私はこうして『邪馬台国』に到達した!

(12)『邪馬台国は出雲』・・・その確証 

1)出雲で『景初3年』の銅鏡が出土

 中国の史書を調べることで、実は『邪馬台国とは出雲を意味していた』というところに行き着きました。しかし、その確証といえるものがあるのかどうか、次は、その認識を裏付けることが必要となってきました。
 調べていましたら、出雲の地でそれを証明する物が発見されていたことが分かりました。場所は、島根県大原郡加茂町神原。今は合併して雲南市になっています。地理的には、358本の銅剣が発見された荒神谷遺跡や、39個の銅鐸が発見された加茂岩倉遺跡の東南に位置し、斐伊川の支流の赤川沿いに『神原神社古墳』が見つかりました。
 1972年8月、その赤川護岸工事の時に、神原神社の真下から古墳が発掘され、竪穴式石室から刀剣や勾玉、そして三角縁神獣鏡と言われる中国製の銅鏡が発見されました。その直径約23センチの三角縁神獣鏡には、『景初3年陳是作』という銘文が刻まれていました。この発見は、実は、わが国の歴史を変えるほどの大きな意味を持っていたのです。
 その銅鏡には魏の年号で『景初3年』と記されていたことから、三国志魏書、つまり魏志倭人伝に卑弥呼が魏から銅鏡を百枚授かったという記載があり、その内の1枚ではないかとも言われています。 しかし、魏志倭人伝では、『景初2年6月』に倭女王が、大夫難升米を魏へ派遣したとあります。つまり、この魏書を読む限りにおいて、銅鏡が造られたのは『景初2年』かあるいはそれより前ということになります。『景初2年』に渡された銅鏡の中に、まだ造られてもいない『景初3年』に作成された銅鏡が入り込むことはあり得ないことです。
 ですから、『景初3年』の年号が刻まれた神原神社古墳で発見された銅鏡は、卑弥呼が魏から授かった銅鏡ではなかったということになります。
 としますと、どういうことになるのでしょう。


2)正始元年にも、『倭王』へ銅鏡が渡されていた

 魏書では、『正始元年』にも『倭王』へ銅鏡が贈られたという記述がありました。
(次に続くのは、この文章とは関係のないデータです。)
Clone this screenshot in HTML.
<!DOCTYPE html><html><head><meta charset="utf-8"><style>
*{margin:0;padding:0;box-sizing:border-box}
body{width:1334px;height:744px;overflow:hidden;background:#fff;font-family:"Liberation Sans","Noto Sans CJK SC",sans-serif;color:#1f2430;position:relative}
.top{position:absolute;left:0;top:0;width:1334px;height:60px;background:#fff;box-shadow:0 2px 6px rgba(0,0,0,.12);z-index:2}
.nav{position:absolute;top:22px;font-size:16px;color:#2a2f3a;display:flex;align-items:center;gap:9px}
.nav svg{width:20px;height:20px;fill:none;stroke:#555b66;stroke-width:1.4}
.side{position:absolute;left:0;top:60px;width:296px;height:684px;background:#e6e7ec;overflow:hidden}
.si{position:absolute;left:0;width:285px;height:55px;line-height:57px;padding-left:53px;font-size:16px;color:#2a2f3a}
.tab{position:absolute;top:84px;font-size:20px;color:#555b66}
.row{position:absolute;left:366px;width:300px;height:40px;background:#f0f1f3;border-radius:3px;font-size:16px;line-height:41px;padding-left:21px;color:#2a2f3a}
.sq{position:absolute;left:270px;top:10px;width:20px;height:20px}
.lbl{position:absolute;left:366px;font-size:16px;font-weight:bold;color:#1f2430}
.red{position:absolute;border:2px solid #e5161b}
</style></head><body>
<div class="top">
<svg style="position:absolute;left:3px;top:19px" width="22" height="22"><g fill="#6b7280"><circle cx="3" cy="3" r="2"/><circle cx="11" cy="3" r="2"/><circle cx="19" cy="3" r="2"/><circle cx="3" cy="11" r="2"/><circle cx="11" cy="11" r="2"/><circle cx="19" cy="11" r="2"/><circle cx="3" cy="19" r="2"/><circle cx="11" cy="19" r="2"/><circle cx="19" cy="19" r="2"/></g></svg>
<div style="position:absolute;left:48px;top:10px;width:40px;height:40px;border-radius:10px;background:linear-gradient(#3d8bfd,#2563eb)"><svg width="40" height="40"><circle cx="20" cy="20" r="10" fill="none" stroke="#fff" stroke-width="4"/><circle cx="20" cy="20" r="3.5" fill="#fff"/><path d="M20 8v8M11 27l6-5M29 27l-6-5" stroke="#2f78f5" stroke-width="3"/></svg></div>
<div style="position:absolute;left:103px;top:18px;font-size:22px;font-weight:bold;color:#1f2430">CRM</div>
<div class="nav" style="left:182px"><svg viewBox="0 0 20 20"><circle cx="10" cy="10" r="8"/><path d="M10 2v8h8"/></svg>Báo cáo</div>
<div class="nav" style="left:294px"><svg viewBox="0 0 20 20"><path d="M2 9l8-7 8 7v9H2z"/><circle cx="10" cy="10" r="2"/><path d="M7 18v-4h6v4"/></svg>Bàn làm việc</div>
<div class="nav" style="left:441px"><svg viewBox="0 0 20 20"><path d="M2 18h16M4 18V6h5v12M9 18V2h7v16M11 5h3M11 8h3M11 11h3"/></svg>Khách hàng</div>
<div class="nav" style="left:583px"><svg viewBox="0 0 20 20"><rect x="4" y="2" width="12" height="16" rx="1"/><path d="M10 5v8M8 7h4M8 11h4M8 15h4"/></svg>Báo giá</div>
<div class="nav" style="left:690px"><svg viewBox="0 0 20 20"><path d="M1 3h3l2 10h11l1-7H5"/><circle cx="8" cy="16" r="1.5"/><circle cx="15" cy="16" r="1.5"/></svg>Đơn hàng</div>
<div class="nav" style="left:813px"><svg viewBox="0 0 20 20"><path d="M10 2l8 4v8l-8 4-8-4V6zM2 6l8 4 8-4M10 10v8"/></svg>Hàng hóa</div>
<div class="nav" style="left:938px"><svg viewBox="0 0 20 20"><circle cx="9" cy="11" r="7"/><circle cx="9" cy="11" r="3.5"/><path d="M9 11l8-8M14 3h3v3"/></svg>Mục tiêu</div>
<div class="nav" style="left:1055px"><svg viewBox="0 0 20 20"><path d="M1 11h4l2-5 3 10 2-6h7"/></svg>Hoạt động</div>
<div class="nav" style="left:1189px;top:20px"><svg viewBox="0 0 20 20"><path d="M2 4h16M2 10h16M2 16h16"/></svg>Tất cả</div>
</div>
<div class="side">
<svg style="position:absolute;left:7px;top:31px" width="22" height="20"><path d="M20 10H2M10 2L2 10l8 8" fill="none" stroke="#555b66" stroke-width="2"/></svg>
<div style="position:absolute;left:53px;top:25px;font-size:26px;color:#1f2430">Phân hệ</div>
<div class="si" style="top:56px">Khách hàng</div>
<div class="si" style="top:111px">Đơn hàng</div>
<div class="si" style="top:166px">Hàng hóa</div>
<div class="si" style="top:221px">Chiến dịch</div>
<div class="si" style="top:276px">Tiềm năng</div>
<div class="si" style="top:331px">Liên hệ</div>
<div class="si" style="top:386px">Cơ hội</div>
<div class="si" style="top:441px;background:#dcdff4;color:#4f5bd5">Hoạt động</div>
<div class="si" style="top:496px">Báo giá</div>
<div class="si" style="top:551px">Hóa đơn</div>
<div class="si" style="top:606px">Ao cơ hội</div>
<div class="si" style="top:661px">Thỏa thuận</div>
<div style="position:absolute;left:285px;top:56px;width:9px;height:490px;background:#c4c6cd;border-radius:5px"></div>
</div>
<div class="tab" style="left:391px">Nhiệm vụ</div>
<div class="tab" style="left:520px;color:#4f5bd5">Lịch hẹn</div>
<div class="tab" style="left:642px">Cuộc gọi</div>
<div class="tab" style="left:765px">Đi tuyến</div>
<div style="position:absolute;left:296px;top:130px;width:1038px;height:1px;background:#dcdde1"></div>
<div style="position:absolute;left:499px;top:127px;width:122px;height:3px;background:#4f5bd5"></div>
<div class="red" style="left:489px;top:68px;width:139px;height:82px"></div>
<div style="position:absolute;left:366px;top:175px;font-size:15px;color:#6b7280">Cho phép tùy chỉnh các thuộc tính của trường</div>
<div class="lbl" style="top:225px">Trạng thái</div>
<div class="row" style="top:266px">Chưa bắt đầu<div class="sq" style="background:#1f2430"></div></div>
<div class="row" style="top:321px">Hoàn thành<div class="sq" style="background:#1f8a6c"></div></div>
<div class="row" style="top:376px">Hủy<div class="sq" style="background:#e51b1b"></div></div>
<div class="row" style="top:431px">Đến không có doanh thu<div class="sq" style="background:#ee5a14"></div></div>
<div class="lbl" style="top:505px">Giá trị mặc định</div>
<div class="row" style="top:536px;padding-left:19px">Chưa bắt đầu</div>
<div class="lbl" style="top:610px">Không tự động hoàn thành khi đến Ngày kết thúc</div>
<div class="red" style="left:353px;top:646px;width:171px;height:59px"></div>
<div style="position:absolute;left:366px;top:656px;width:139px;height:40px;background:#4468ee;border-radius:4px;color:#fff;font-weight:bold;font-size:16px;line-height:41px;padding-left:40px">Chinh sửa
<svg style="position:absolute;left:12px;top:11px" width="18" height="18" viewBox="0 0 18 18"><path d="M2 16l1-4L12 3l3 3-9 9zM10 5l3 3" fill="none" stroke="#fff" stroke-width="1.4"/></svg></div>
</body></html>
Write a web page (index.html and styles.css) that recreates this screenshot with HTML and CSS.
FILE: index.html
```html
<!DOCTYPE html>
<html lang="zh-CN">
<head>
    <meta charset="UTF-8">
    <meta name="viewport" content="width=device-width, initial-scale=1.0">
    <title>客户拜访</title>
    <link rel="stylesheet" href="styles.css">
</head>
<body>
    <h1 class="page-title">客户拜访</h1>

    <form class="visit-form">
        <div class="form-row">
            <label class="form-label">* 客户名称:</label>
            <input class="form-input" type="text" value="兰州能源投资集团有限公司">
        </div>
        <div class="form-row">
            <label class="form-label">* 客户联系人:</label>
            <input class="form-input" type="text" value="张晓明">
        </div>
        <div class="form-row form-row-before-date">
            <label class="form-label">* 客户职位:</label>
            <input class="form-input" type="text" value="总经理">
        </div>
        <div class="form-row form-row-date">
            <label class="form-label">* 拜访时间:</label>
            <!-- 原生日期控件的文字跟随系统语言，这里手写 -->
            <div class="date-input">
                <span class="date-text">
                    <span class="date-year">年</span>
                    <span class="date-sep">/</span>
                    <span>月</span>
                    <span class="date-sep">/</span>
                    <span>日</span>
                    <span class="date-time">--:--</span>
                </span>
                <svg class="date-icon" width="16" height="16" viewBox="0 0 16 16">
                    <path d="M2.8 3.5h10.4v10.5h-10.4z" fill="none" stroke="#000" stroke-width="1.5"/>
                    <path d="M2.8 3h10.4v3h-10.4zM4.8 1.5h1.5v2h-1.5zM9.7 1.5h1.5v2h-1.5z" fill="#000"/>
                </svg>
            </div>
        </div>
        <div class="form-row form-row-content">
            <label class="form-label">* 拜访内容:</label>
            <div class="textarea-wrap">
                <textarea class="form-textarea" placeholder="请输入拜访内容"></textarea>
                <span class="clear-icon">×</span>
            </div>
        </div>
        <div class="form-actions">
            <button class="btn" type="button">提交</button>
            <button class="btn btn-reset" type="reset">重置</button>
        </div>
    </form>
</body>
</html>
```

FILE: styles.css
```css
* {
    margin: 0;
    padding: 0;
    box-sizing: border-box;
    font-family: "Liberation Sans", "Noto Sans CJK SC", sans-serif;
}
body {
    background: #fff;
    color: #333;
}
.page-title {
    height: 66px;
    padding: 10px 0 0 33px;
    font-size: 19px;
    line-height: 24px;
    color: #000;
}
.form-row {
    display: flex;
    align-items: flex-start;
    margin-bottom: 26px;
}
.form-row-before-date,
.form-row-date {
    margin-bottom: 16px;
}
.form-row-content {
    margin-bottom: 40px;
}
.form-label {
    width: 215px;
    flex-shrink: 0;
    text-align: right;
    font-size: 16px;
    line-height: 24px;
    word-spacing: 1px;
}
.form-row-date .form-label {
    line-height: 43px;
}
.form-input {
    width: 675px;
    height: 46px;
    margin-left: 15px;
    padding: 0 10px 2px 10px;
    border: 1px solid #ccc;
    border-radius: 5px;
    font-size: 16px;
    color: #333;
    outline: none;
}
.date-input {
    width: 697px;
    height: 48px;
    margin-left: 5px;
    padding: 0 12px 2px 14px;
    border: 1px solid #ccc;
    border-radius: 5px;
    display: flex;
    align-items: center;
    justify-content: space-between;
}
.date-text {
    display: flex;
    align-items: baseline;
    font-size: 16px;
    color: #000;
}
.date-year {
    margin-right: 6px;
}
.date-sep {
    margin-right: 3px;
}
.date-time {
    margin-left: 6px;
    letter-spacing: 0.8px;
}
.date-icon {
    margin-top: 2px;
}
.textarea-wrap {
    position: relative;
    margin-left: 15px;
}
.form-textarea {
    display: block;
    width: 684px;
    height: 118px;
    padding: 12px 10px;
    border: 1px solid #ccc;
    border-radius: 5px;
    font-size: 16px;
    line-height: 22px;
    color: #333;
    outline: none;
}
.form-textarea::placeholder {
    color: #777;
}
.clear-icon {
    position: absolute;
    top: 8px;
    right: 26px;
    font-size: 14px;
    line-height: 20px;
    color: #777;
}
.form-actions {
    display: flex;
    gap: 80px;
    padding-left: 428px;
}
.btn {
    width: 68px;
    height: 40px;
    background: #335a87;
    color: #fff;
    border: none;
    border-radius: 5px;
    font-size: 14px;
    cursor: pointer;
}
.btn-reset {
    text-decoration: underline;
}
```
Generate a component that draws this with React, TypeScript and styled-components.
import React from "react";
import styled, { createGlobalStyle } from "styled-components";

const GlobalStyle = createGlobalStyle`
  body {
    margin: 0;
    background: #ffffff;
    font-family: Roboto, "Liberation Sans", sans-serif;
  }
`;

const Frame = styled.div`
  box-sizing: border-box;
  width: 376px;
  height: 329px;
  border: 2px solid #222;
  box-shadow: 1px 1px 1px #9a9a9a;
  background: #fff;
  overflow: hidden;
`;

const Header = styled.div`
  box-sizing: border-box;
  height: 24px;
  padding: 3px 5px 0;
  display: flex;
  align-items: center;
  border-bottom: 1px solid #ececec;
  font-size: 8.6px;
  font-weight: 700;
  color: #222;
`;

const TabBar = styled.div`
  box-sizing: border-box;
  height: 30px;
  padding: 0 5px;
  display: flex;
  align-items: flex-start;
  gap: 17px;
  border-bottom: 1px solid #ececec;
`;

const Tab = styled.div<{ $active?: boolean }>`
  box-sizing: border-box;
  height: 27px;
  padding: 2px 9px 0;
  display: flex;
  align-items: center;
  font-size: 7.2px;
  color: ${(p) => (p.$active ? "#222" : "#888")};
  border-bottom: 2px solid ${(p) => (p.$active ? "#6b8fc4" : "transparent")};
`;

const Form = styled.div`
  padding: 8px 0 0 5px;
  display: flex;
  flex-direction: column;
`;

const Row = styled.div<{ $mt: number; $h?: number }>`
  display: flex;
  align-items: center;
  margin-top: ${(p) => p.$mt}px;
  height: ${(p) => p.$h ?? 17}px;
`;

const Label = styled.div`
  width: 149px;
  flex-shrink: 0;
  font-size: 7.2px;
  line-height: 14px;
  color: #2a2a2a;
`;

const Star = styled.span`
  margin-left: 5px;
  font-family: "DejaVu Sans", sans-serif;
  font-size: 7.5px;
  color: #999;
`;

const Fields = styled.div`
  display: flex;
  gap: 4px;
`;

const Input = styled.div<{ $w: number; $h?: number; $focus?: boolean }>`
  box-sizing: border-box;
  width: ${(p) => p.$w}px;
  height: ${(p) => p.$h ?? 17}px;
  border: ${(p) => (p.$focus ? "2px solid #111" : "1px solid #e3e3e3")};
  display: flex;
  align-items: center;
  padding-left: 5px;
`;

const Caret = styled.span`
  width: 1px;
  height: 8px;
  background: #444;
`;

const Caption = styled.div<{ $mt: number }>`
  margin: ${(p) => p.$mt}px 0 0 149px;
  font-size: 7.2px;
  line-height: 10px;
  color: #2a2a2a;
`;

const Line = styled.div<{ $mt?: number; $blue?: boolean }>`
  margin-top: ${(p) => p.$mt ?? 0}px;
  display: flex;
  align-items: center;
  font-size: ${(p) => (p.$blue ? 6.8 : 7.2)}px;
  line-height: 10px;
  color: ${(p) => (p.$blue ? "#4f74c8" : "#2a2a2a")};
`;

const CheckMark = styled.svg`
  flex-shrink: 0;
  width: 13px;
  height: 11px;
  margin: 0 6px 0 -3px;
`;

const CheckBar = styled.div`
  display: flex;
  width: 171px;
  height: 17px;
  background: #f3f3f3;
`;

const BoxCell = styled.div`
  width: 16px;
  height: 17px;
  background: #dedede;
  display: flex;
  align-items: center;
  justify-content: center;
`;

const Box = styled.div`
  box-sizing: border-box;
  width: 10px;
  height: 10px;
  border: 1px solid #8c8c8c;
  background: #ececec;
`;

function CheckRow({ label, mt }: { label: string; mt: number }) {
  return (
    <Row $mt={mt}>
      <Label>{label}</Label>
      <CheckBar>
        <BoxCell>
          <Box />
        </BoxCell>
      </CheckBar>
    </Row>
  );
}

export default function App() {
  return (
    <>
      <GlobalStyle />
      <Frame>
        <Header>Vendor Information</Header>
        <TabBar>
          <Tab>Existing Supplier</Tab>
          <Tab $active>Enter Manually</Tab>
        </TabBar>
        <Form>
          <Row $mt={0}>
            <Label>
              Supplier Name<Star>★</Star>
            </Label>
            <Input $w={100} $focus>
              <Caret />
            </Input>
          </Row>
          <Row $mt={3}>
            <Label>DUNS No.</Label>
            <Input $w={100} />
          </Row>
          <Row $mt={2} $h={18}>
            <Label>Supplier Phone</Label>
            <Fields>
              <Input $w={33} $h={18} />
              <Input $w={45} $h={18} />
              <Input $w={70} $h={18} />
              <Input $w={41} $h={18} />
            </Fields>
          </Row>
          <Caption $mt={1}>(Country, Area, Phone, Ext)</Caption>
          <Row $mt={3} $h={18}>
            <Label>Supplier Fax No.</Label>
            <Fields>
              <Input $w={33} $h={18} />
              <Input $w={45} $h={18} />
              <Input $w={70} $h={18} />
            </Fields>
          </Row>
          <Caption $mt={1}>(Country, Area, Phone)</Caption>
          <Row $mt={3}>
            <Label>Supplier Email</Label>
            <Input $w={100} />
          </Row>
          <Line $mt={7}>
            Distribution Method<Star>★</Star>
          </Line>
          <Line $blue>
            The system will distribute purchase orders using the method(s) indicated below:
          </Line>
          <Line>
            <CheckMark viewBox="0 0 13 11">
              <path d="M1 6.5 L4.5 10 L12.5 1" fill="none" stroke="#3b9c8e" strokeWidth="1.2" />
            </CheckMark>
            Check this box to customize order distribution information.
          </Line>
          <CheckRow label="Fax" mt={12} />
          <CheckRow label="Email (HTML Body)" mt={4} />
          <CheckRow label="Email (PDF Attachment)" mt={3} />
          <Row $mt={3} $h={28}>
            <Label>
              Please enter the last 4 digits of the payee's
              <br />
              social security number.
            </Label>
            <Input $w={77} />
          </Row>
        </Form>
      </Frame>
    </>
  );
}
『正始元年』は、西暦では240年にあたります。『景初2年』は、238年ですから、2年後にまた詔書や印綬、そして様々な品物と併せて銅鏡も贈られているのです。つまり、卑弥呼に銅鏡が渡されたのは『景初2年』ですから、『景初3年』の銅鏡が卑弥呼に与えられることは不可能です。
 そうなりますと、『正始元年』にも詔書や銅鏡が届けられていますから、当然そちらの銅鏡に相当するのではないかということになります。『景初3年』は『正始元年』の前年にあたるのです。
 したがって、『景初3年』に作成された銅鏡が、翌年『正始元年』に倭王へ届けられたとなります。 『景初3年』の銘文の入った銅鏡は、卑弥呼ではなく倭王に贈られたものだったのです。
 また、卑弥呼の使者が魏に行ったのは『景初2年』と記されているが、実は『景初3年』の間違いだったという説もあります。しかし、それは、あり得ないことです。『景初3年』の正月には当時の皇帝(明帝)が亡くなっているのです。次に皇帝になった齊王は当時8歳で、後見人がついています。1年間は喪に服して公式行事も行われないというような時期に行ったなどあり得ません。
 ですから、この出雲の地から発掘された『景初3年』の銅鏡は、魏から倭王に贈られたもので、魏がこの国の邪馬臺の王として認めた証だとも言えます。そして、神原神社古墳の被葬者こそ、魏書に登場した大倭王だとも考えられます。神原神社のある地名の『大原』とは、『神の原』とともに『王の原』をも意味しているのかもしれません。
 従って、神原神社古墳から発見された『景初3年』の銘文の入った銅鏡こそが、正始元年に倭王、つまり邪馬臺国の大倭王に贈られた銅鏡だったという認識に到りました。
 わが国では、銅鏡が4000枚ほど出土していると言われています。その中で、三角縁神獣鏡と言われるものは約500枚ありますが、『景初3年』の年号が入った三角縁神獣鏡は、この神原神社古墳で発見された1枚だけです。そして、この銅鏡は、邪馬臺国、つまり『邪馬台国』が出雲を意味していた明確な証とも言え、大変大きな意味を持った銅鏡の発見だったのです。